Where to keep the chicken brooder?
Now, you’re ready to set up your chicken brooder, where will you keep it?
Well, this should not be too difficult as there are many ways to improvise.
A spare bedroom works wonderfully for brooding, otherwise a bathroom, your garage, or an outbuilding like a garage, carport, or covered area around the side of your house will suffice.
Most importantly though, set up your brooder well BEFORE the chicks arrive.
You need plenty of time to make sure it’s in excellent working order, warm enough, and stocked with water and chick starter feed.
How to brood chickens
The chicken brooding process is quite simple really.
You just need to prepare the chicken brooder and set the temperature at 35 – 37 degrees Celsius before the chicks arrive.
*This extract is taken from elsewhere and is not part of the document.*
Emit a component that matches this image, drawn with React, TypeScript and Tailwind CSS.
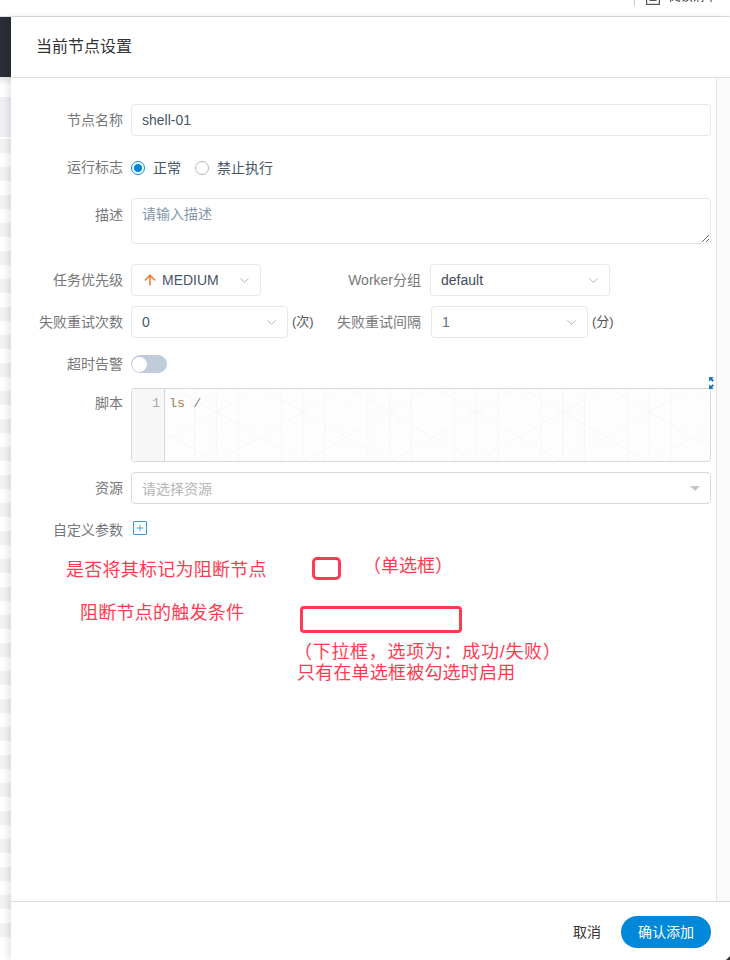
import React from "react";
import { ChevronDown, ArrowUp, Plus } from "lucide-react";

const font = "font-['Liberation_Sans','Noto_Sans_CJK_SC',sans-serif]";

function Label({ children, w = "w-[112px]", cls = "" }: { children: React.ReactNode; w?: string; cls?: string }) {
  return <div className={`${w} ${cls} shrink-0 text-right text-[14px] text-[#777]`}>{children}</div>;
}

function Select({ w, children }: { w: string; children: React.ReactNode }) {
  return (
    <div className={`${w} h-[32px] shrink-0 flex items-center justify-between rounded-[4px] border border-[#e3e9f0] pl-[10px] text-[14px] text-[#475669]`}>
      <div className="flex items-center">{children}</div>
      <ChevronDown size={15} strokeWidth={1.1} className="mr-[8px] text-[#8492a6]" />
    </div>
  );
}

function IsoGrid() {
  return (
    <svg className="absolute inset-0 h-full w-full" aria-hidden="true">
      <defs>
        <pattern id="fine" width="4.33" height="5" patternUnits="userSpaceOnUse" x="0" y="0">
          <path d="M0 0V5M0 0L4.33 2.5M0 5L4.33 2.5" stroke="#f5f5f5" strokeWidth="0.5" fill="none" />
        </pattern>
        <pattern id="major" width="86.6" height="50" patternUnits="userSpaceOnUse" x="8" y="-2">
          <path d="M0 0L86.6 50M0 50L86.6 0M21.65 0V50M43.3 0V50M65 0V50" stroke="#f1f1f1" strokeWidth="0.6" fill="none" />
        </pattern>
      </defs>
      <rect width="100%" height="100%" fill="url(#fine)" />
      <rect width="100%" height="100%" fill="url(#major)" />
    </svg>
  );
}

const stripes = Array.from({ length: 29 }, (_, i) => i);

export default function App() {
  return (
    <div className={`${font} relative flex h-[960px] w-[730px] flex-col overflow-hidden bg-white`}>
      {/* top page bar */}
      <div className="flex h-[17px] shrink-0 justify-end overflow-hidden border-b border-[#dcdfe6] pr-[13px]">
        <div className="flex h-[16px] items-start">
          <div className="h-[6px] w-px bg-[#c8c8c8]" />
          <svg width="14" height="14" viewBox="0 0 14 14" className="ml-[11px] -mt-[9px]" fill="none" stroke="#555" strokeWidth="1.2">
            <rect x="0.6" y="0.6" width="12.8" height="12.8" />
            <path d="M3.5 4.5h7M3.5 7h7M3.5 9.5h7" />
          </svg>
          <span className="ml-[9px] -mt-[12px] text-[12px] leading-[18px] text-[#333]">阅读清单</span>
        </div>
      </div>

      <div className="flex min-h-0 flex-1">
        {/* page behind the drawer */}
        <div className="flex w-[11px] shrink-0 flex-col">
          <div className="h-[60px] shrink-0 bg-[#2a2d37]" />
          <div className="h-[20px] shrink-0 bg-gradient-to-b from-[#e4e4e4] to-white to-40%" />
          <div className="h-[40px] shrink-0 bg-[#eef0f4]" />
          <div className="h-[2px] shrink-0" />
          {stripes.map((i) => (
            <div key={i} className="h-[28px] shrink-0">
              <div className="h-[14px] bg-[#f2f2f2]" />
            </div>
          ))}
        </div>

        {/* drawer */}
        <div className="relative z-10 flex min-w-0 flex-1 flex-col bg-white shadow-[-3px_0_7px_rgba(0,0,0,0.10)]">
          <div className="flex h-[61px] shrink-0 items-center border-b border-[#dcdfe6] pl-[25px] text-[16px] text-[#333]">
            当前节点设置
          </div>

          <div className="flex min-h-0 flex-1">
            <div className="min-w-0 flex-1 pr-[5px] pt-[26px]">
              <div className="flex items-center gap-[8px]">
                <Label>节点名称</Label>
                <input
                  readOnly
                  value="shell-01"
                  className="h-[32px] flex-1 rounded-[4px] border border-[#e3e9f0] px-[10px] text-[14px] text-[#475669] outline-none"
                />
              </div>

              <div className="mt-[16px] flex h-[32px] items-center gap-[8px]">
                <Label cls="-translate-y-[1px]">运行标志</Label>
                <div className="flex items-center text-[14px] text-[#475669]">
                  <span className="flex h-[14px] w-[14px] items-center justify-center rounded-full border border-[#0288d8]">
                    <span className="h-[8px] w-[8px] rounded-full bg-[#0288d8]" />
                  </span>
                  <span className="ml-[8px]">正常</span>
                  <span className="ml-[14px] h-[14px] w-[14px] rounded-full border border-[#b5b8bd]" />
                  <span className="ml-[8px]">禁止执行</span>
                </div>
              </div>

              <div className="mt-[14px] flex items-start gap-[8px]">
                <div className="pt-[7px]">
                  <Label>描述</Label>
                </div>
                <textarea
                  readOnly
                  placeholder="请输入描述"
                  className="h-[46px] flex-1 resize-y rounded-[4px] border border-[#e3e9f0] px-[10px] py-[5px] text-[14px] outline-none placeholder:text-[#8496ab]"
                />
              </div>

              <div className="mt-[20px] flex items-center">
                <Label>任务优先级</Label>
                <div className="ml-[8px]">
                  <Select w="w-[130px]">
                    <ArrowUp size={16} strokeWidth={2.4} className="mr-[4px] text-[#f07b33]" />
                    <span>MEDIUM</span>
                  </Select>
                </div>
                <Label w="w-[160px]">Worker分组</Label>
                <div className="ml-[9px]">
                  <Select w="w-[180px]">
                    <span className="text-[#444c58]">default</span>
                  </Select>
                </div>
              </div>

              <div className="mt-[10px] flex items-center">
                <Label>失败重试次数</Label>
                <div className="ml-[8px]">
                  <Select w="w-[157px]"><span>0</span></Select>
                </div>
                <span className="ml-[4px] w-[25px] text-[13px] text-[#555]">(次)</span>
                <Label w="w-[104px]">失败重试间隔</Label>
                <div className="ml-[10px]">
                  <Select w="w-[157px]"><span className="text-[#5c6b7c]">1</span></Select>
                </div>
                <span className="ml-[4px] text-[13px] text-[#555]">(分)</span>
              </div>

              <div className="mt-[17px] flex h-[18px] items-center gap-[8px]">
                <Label>超时告警</Label>
                <div className="flex h-[18px] w-[36px] items-center rounded-full bg-[#c0ccda] pl-[1px]">
                  <span className="h-[15px] w-[15px] rounded-full bg-white" />
                </div>
              </div>

              <div className="relative mt-[15px] flex items-start gap-[8px]">
                <div className="pt-[5px]">
                  <Label>脚本</Label>
                </div>
                <div className="relative flex h-[74px] flex-1 overflow-hidden rounded-[3px] border border-[#d9d9d9]">
                  <div className="z-10 w-[33px] shrink-0 border-r border-[#d9d9d9] bg-[#f7f7f7] pr-[4px] pt-[6px] text-right font-['Liberation_Mono',monospace] text-[13.5px] leading-[17px] text-[#aaa]">
                    1
                  </div>
                  <div className="relative flex-1">
                    <IsoGrid />
                    <div className="relative pl-[4px] pt-[6px] font-['Liberation_Mono',monospace] text-[13.5px] leading-[17px]">
                      <span className="text-[#a67f59]">ls</span>
                      <span className="text-[#888]"> /</span>
                    </div>
                  </div>
                </div>
                <svg width="5" height="12" viewBox="0 0 5 12" className="absolute -right-[3px] -top-[11px]" fill="#1a76bd" aria-hidden="true">
                  <path d="M0 0H4.5L3.2 1.4L5 3.4L3.6 4.8L1.7 2.9L0 4.5Z" />
                  <path d="M0 12H4.5L3.2 10.6L5 8.6L3.6 7.2L1.7 9.1L0 7.5Z" />
                </svg>
              </div>

              <div className="mt-[10px] flex items-center gap-[8px]">
                <Label>资源</Label>
                <div className="flex h-[32px] flex-1 items-center justify-between rounded-[4px] border border-[#d9d9d9] pl-[10px] pr-[10px] text-[14px] text-[#b5b5b5]">
                  <span className="translate-y-[1px]">请选择资源</span>
                  <span className="h-0 w-0 border-x-[5px] border-t-[5px] border-x-transparent border-t-[#c0c4cc]" />
                </div>
              </div>

              <div className="mt-[16px] flex h-[18px] items-center gap-[8px]">
                <Label cls="translate-y-[1px]">自定义参数</Label>
                <span className="ml-[2px] flex h-[14px] w-[14px] -translate-y-[1px] items-center justify-center rounded-[1px] border-[1.5px] border-[#2d9bdc]">
                  <Plus size={10} strokeWidth={1.6} className="text-[#0288d8]" />
                </span>
              </div>
            </div>
            <div className="w-[14px] shrink-0 border-l border-[#e4e4e4] bg-[#fafafa]" />
          </div>

          <div className="flex h-[59px] shrink-0 items-center justify-end border-t border-[#dcdcdc] pr-[19px] pt-[2px]">
            <span className="mr-[20px] text-[14px] text-[#333]">取消</span>
            <div className="flex h-[32px] w-[90px] items-center justify-center rounded-full bg-[#0288d8] text-[14px] text-white">
              确认添加
            </div>
          </div>
        </div>
      </div>

      {/* red annotations lying over the page */}
      <div className="absolute left-[66px] top-[557px] z-20 text-[18px] leading-[26px] tracking-[0.25px] text-[#ff3b52]">是否将其标记为阻断节点</div>
      <div className="absolute left-[312px] top-[557px] z-20 h-[23px] w-[29px] rounded-[5px] border-[3px] border-[#ff3b52]" />
      <div className="absolute left-[363px] top-[553px] z-20 text-[18px] leading-[26px] text-[#ff3b52]">（单选框）</div>
      <div className="absolute left-[80px] top-[600px] z-20 text-[18px] leading-[26px] tracking-[0.25px] text-[#ff3b52]">阻断节点的触发条件</div>
      <div className="absolute left-[300px] top-[606px] z-20 h-[27px] w-[162px] rounded-[4px] border-[3px] border-[#ff3b52]" />
      <div className="absolute left-[294px] top-[639px] z-20 whitespace-nowrap text-[18px] leading-[26px] tracking-[0.7px] text-[#ff3b52]">（下拉框，选项为：成功/失败）</div>
      <div className="absolute left-[297px] top-[660px] z-20 text-[18px] leading-[26px] tracking-[0.2px] text-[#ff3b52]">只有在单选框被勾选时启用</div>
      <div className="absolute bottom-0 right-0 z-20 h-0 w-0 border-b-[4px] border-l-[4px] border-b-[#333] border-l-transparent" />
    </div>
  );
}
When they do arrive, gently set them down into the brooder.
Keep reducing the temperature in the chicken brooder about 5 degrees each week until the temperature is equal to room temperature.
Remember during each temperature drop to observe your chicks and make sure they are comfortable.
The best way to determine if it’s warm enough without a thermometer is to watch your chicks.
If they are at the outer reaches of the box – it’s too hot; When they cluster under the lamp – it’s too cold; if they are dotted around the area you have it just right!
At around day 28 chicks can go outside for short spells as long as it is warm and sunny.
There is a need to protect baby chicks from harsh weather and predators.
The best easy to go about this is by using a chicken brooder to keep them warm until they grow old enough to take care of themselves.
This article outlines all the basic requirements of a chicken brooder box and how to properly brood your chickens.